Last year we launched our Wisconsin website, giving citizens a front row seat to the Wisconsin State Legislature. Just recently we launched our Company Pages, Shining a MapLight on Corporate Political Influence, prompting Susan Reisinger to write "The non-partisan research group MapLight launched an online project that is sure to catch the eye of many a general counsel." Our Topics pages are set for a public launch next week.
We are encouraged daily as we gain momentum. Our data was cited in 1,500 money in politics news stories last year reaching over 55 million readers and viewers. However, the fight continues and since Money Buys Access In Government, MapLight will be there, continuing to expose The myths and realities of corruption and keeping a watchful eye on the shadowy world of Super PACs and the Flood of Money in U.S. Politics.
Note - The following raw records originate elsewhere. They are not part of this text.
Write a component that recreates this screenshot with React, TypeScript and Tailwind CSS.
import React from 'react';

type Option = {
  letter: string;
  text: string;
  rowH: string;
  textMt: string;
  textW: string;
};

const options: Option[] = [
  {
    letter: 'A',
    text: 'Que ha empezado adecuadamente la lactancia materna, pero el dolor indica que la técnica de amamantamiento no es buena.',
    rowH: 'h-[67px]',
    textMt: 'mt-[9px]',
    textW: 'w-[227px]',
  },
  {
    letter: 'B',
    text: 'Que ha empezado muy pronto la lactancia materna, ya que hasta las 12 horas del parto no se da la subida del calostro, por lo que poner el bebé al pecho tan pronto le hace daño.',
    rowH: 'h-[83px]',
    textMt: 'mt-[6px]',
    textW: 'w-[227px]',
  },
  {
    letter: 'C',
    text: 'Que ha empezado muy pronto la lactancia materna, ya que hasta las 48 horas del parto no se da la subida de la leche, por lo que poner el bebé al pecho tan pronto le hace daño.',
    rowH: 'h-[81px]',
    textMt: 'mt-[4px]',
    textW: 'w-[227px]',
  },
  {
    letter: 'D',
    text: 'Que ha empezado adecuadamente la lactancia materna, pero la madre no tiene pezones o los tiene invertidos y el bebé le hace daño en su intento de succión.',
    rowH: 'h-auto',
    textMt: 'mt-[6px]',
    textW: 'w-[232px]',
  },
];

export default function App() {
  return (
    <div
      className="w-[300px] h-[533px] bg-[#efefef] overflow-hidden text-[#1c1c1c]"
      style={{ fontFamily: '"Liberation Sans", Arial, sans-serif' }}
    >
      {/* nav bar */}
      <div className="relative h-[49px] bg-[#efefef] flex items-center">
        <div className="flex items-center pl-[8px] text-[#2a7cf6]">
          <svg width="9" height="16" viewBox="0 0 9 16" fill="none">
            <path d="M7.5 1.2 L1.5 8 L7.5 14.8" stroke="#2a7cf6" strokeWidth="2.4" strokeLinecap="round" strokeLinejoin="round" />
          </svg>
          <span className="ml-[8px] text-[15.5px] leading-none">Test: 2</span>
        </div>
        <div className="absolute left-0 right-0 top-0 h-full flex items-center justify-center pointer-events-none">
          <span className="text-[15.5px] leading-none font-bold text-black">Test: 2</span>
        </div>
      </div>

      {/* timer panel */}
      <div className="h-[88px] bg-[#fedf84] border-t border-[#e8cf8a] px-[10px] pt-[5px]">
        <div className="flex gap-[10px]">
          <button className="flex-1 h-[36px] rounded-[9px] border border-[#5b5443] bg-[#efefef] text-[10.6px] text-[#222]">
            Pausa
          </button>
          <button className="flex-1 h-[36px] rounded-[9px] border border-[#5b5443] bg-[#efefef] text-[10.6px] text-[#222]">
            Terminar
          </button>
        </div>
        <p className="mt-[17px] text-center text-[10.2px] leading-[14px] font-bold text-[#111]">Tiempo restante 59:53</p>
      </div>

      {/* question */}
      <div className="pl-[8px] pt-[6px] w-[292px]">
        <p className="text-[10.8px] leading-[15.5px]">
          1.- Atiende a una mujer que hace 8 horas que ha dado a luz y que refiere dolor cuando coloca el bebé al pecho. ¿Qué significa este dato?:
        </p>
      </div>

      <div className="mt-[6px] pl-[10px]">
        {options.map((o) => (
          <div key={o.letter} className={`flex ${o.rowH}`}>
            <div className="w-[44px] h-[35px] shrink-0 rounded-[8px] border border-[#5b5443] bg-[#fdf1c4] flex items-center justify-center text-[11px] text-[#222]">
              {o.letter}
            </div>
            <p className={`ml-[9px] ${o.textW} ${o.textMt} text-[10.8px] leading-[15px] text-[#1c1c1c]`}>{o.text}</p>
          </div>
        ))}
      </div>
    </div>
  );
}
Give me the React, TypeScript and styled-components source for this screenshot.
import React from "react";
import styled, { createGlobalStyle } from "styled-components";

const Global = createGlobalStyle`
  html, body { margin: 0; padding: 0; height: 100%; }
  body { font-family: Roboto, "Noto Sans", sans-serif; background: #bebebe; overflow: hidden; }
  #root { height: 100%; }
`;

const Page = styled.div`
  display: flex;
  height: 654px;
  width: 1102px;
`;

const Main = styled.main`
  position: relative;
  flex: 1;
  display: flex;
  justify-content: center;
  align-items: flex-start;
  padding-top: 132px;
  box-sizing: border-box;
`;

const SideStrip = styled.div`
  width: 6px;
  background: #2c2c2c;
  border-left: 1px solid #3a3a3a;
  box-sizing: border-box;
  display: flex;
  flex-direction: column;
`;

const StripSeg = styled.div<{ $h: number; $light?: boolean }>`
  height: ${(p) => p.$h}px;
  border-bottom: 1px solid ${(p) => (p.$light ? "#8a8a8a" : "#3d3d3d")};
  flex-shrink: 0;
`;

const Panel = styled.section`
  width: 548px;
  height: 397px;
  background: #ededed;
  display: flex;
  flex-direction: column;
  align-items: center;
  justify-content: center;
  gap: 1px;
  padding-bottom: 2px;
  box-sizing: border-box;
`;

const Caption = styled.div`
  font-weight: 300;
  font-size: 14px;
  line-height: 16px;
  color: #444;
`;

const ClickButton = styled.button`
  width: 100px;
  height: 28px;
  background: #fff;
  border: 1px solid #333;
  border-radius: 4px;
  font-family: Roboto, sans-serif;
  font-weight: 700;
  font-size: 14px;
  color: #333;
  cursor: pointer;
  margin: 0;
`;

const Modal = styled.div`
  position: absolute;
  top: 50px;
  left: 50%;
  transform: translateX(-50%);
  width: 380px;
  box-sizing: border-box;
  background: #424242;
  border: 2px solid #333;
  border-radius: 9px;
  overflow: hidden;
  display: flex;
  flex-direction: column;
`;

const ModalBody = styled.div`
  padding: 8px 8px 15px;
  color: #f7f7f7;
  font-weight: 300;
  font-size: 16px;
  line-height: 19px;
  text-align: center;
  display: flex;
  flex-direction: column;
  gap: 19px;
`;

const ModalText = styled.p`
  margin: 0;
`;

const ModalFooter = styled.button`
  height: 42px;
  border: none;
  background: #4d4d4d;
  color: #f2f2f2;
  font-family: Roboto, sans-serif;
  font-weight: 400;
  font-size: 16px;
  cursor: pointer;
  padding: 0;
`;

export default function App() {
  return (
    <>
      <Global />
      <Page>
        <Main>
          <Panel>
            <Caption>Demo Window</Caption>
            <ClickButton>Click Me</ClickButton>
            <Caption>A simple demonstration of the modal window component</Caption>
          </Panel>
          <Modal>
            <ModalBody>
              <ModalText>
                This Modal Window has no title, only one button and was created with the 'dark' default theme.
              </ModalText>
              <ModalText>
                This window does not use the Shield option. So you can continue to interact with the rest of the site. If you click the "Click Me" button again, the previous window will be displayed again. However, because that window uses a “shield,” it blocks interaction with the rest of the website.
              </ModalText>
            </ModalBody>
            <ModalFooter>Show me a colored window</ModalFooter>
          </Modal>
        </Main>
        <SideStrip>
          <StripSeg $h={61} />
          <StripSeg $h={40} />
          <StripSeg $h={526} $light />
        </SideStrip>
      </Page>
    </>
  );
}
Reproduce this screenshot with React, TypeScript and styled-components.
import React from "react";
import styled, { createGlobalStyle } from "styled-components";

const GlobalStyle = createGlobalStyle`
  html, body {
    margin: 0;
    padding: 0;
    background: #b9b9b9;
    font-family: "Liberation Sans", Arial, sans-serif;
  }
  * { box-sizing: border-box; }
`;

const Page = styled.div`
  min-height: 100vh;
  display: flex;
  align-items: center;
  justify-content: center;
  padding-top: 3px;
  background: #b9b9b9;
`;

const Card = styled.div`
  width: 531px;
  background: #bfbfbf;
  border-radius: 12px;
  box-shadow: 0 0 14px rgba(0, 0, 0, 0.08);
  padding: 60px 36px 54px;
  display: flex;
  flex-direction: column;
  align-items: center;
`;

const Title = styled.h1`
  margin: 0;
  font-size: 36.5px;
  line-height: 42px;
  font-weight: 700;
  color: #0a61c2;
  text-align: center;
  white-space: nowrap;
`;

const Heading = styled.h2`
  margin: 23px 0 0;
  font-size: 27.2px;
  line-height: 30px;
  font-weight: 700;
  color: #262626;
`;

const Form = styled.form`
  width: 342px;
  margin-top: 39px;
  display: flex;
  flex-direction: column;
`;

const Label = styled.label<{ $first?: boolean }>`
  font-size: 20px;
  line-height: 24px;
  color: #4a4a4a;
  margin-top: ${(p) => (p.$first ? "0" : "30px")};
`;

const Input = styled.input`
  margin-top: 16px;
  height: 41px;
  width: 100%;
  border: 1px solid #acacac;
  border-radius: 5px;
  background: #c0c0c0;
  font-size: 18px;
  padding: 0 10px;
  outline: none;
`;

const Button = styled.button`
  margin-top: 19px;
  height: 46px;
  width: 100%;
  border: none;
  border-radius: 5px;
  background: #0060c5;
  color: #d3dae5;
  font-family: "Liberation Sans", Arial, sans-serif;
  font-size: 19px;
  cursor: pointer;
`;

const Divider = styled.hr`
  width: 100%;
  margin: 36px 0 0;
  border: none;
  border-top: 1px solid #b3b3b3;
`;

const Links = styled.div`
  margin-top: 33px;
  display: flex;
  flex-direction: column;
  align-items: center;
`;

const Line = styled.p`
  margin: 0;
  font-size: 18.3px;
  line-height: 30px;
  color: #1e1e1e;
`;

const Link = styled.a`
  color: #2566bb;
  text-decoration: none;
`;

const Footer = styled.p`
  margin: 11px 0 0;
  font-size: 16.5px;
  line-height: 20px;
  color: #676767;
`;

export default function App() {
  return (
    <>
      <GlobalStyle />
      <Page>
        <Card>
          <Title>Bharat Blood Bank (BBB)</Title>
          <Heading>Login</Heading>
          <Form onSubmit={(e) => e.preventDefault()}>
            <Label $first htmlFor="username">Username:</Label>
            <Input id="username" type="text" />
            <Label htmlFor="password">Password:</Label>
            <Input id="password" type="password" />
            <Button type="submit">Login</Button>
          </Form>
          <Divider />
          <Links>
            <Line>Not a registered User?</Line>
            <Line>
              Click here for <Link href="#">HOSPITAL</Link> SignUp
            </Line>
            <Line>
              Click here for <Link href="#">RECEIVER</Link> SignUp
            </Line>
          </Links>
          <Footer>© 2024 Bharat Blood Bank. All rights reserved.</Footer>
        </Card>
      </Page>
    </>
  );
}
With money flooding our politics, MapLight's work is more critical and central than ever.
"We have a corrupt system where government is responsive to the donors and not to the citizens.... companies and rich individuals can buy the politicians they want into office." Daniel Newman on Al Jazeera
We need your help, now more than ever to Change the World With a Click of the Mouse by continuing to use MapLight's database to expose the economy of influence in DC, California and Wisconsin, and to hold legislators accountable at every turn when big moneyed interests attempt to Buy Votes and access to our government. It will take all of us, the left, right, and center, to fix our money-dominated system and make our democracy work. We invite you to join us in our fight to put our Representative Government back into the hands of its rightful owners: you, your children, and all the people that make up this great country.
Thank you for everything you've done to help shine a light on money and politics over the last seven years. We know that working together with you, the best is yet to come.